I already didn't care for dealing with ss and now that dd is here I'm double on edge. Ugh. Suggestions, comments, advice welcome as usual and thanks for reading!

furkidsforme's picture

Well, sooner or later your DD will learn that the world is not gin and hookers (love that, BTW) so I guess you should let of go of the need to protect her from that experience. She's gonna learn it, SS or not.

This sounds like a tough situation. It's clear you adore your DD and see her as wonderful in your eyes. Now try thinking about SS and realizing that bad behaviors and all, that is how your DH feels about SS.

I would suggest you make house rules about expected behavior. They are the same for everyone, as is the punishment. Then all kids get held to the same bar.

omgstop's picture

Thanks to you both!

Crazytrain: Dh and I talked about, and agreed, that DD's visit doesn't necessarily mean ss is going to be at our place all day for the entire summer, they'll get sick of each other and throw down.
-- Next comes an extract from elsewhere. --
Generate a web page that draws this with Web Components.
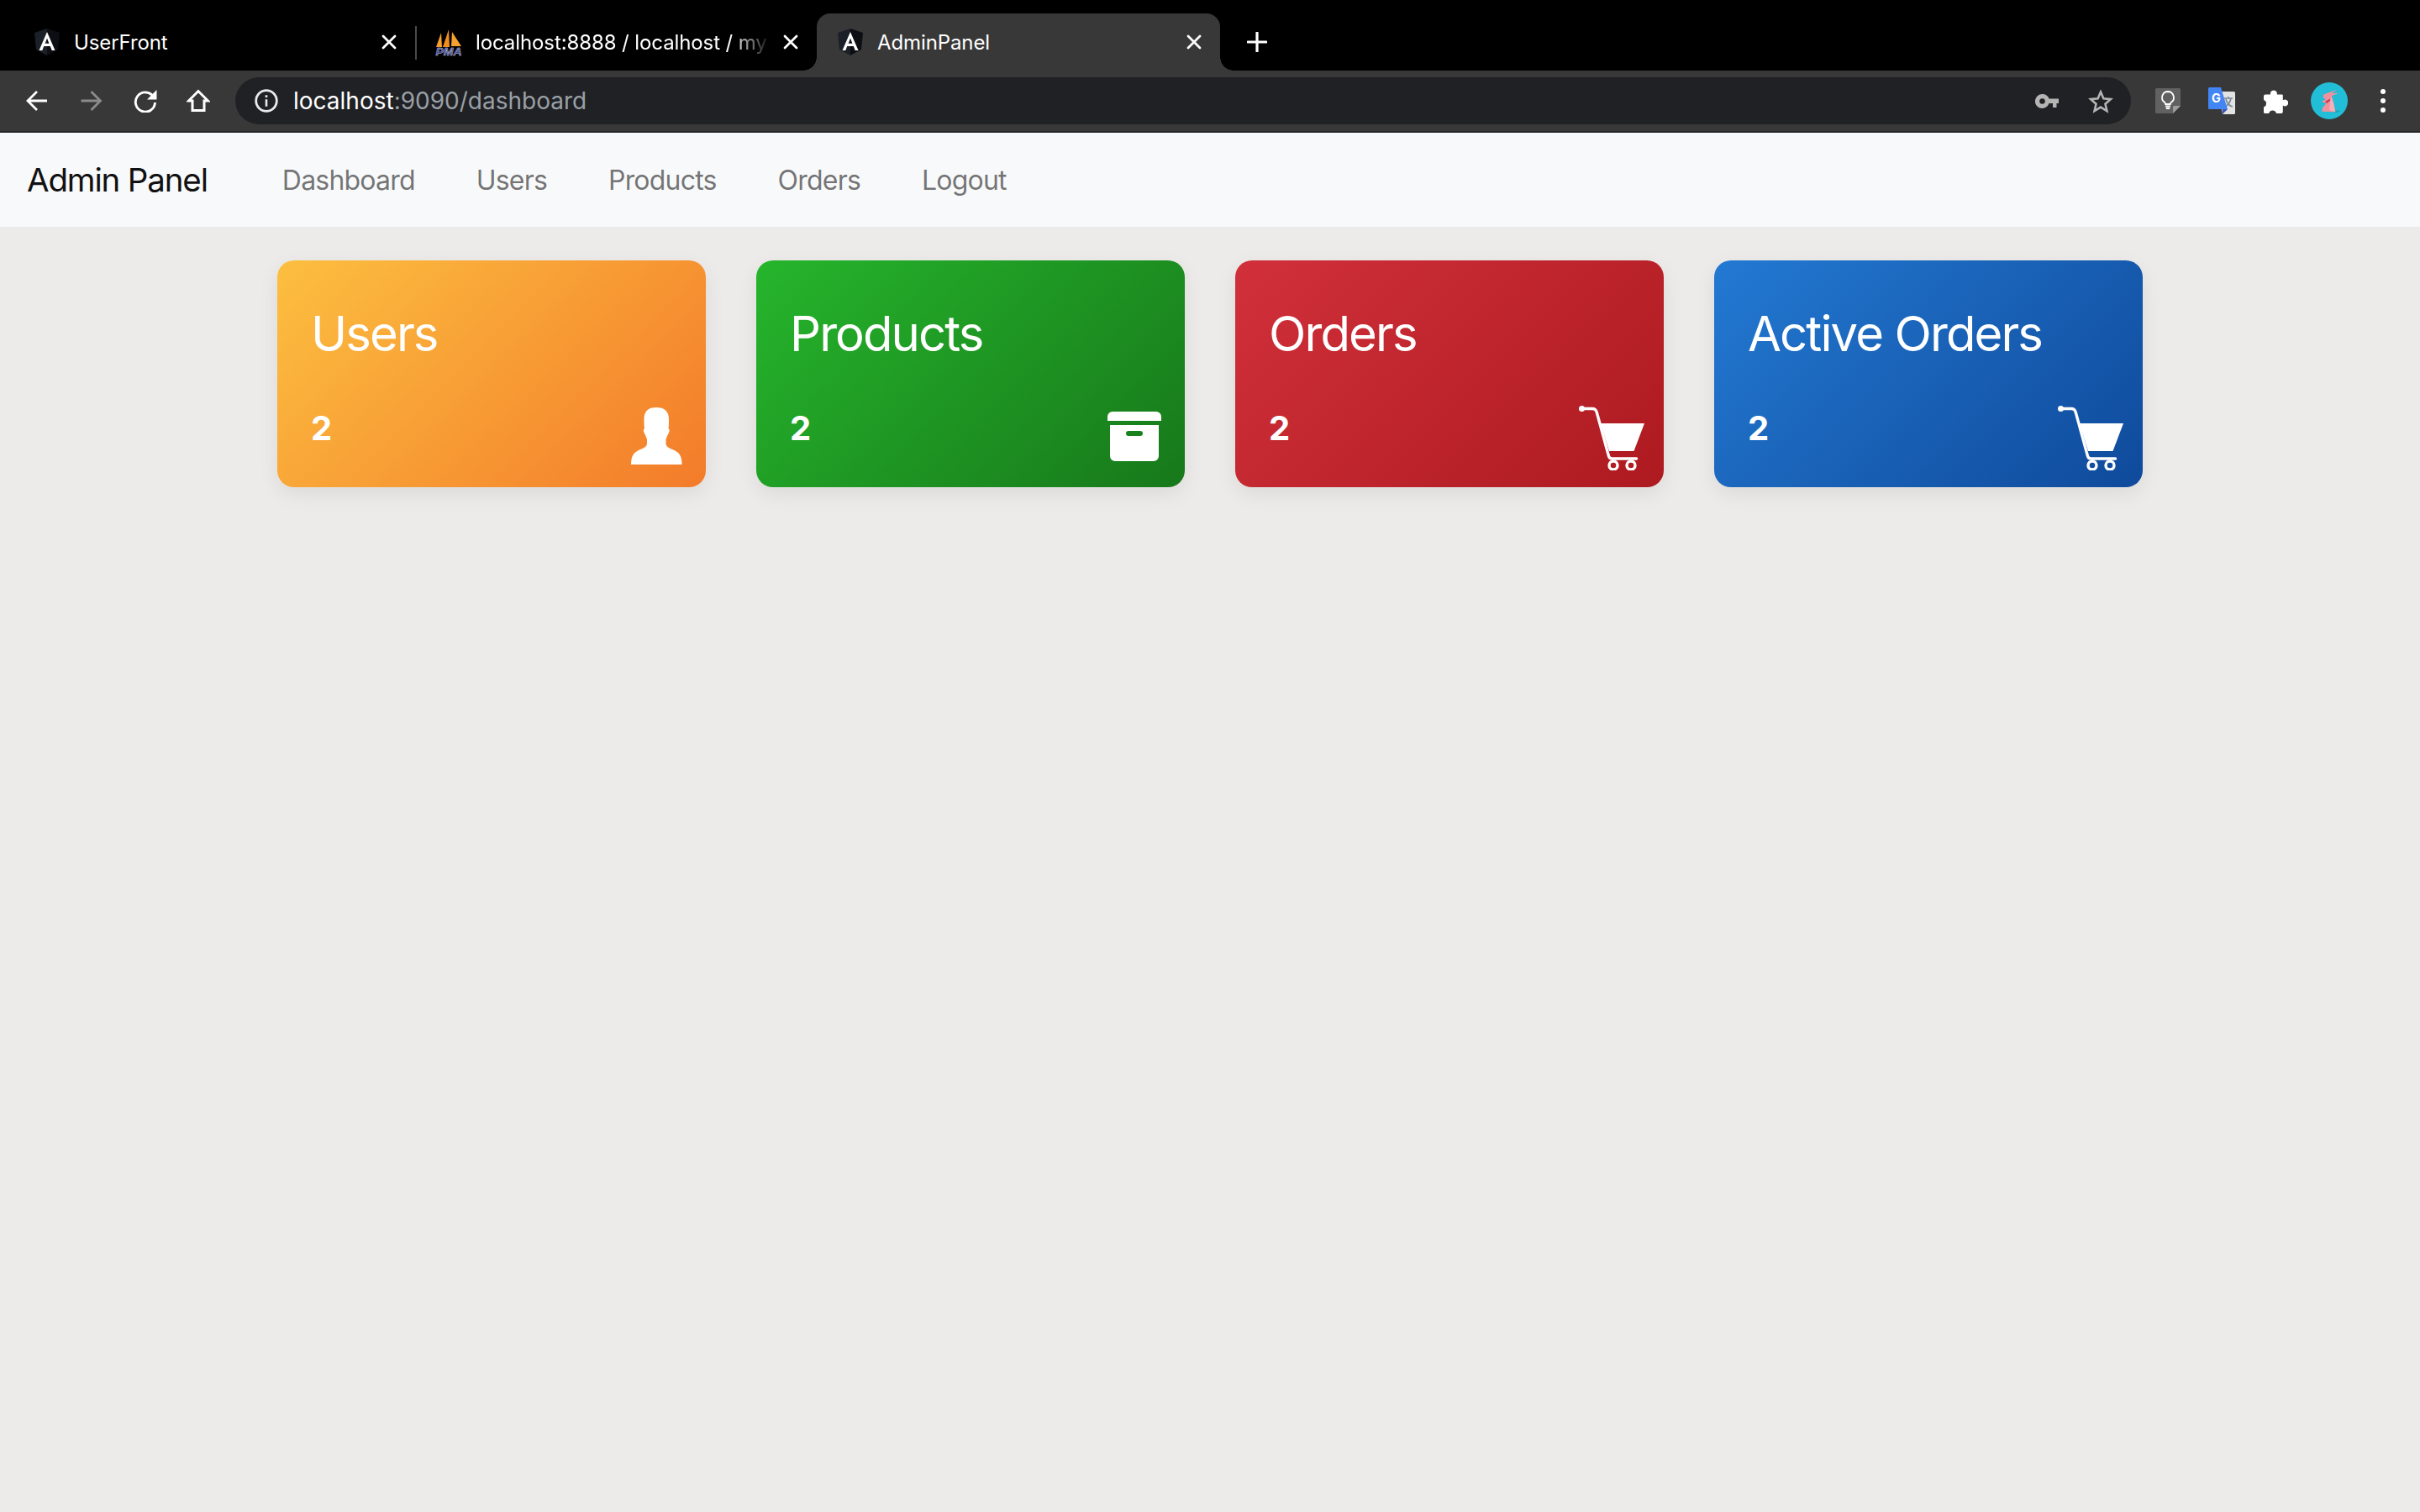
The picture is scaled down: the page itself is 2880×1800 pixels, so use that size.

Dh has already relayed this to Voldemort, who was chomping at the bit to dump ss on me all summer using dd as an excuse. ACCESS DENIED!
Gonna have to find some sorta currency with this kid, maybe the xbox indeed.

furkids, you're spot on and I sincerely appreciate you pointing that out to me, it can be tough to see that sort of thing when you're in the middle of it. Smile

EDIT: just noticed that I said fukids rather than furkids lol...Freudian slip I guess Blum 3

thinkthrice's picture

Or you could do the Foxie method.

1. Have a spray bottle of ice water ready to spray down SS9 when he starts losing it
2. Tell your DD9 that it's ok to defend herself against bullies (wink wink)

omgstop's picture

hahahahaha if only!...As far as the spray bottle is concerned I mean.

I want dd to stick up for herself and tell someone when she needs help/feels threatened, but I don't want her to run and tattle for every last simple disagreement and stuff...I think she can tell something is off with him when he alligator death-rolls because she leaves the room looking kinda shocked and uncomfortable lol

omgstop's picture

I've actually had this kinda talk with dd, I told her that Voldemort tries to be a nice person but she has a mental illness and doesn't always understand what truth is. DD(9) laughed and asked, "So she's a crazy liar?"...I almost DIED.

Not gonna have that convo with ss, it seems he's already heard osd and ysd talk mess about their mother, not to mention the man-parade that has been streaming through her house for the last 5.5 years. ugh.

BethAnne's picture

Does she have her own bedroom at your house? Does SS? I would let each of them make their bedrooms private so that the other kid isn't allowed to go into their room. That much if it all gets too much your daughter will at lest have a sanctuary.

omgstop's picture

At this point neither of them has a bedroom, we converted the small dining area into a sleeping/chilling area for the two of them, we're stuck in the lease at this point and the older sds share the second bedroom. I've made it clear to dh that if dd feels over-stimulated or uneasy in any way, she is allowed to chill in our bedroom and ss can have the normal sleeping area, (since its what he uses when dd isnt here anyhow).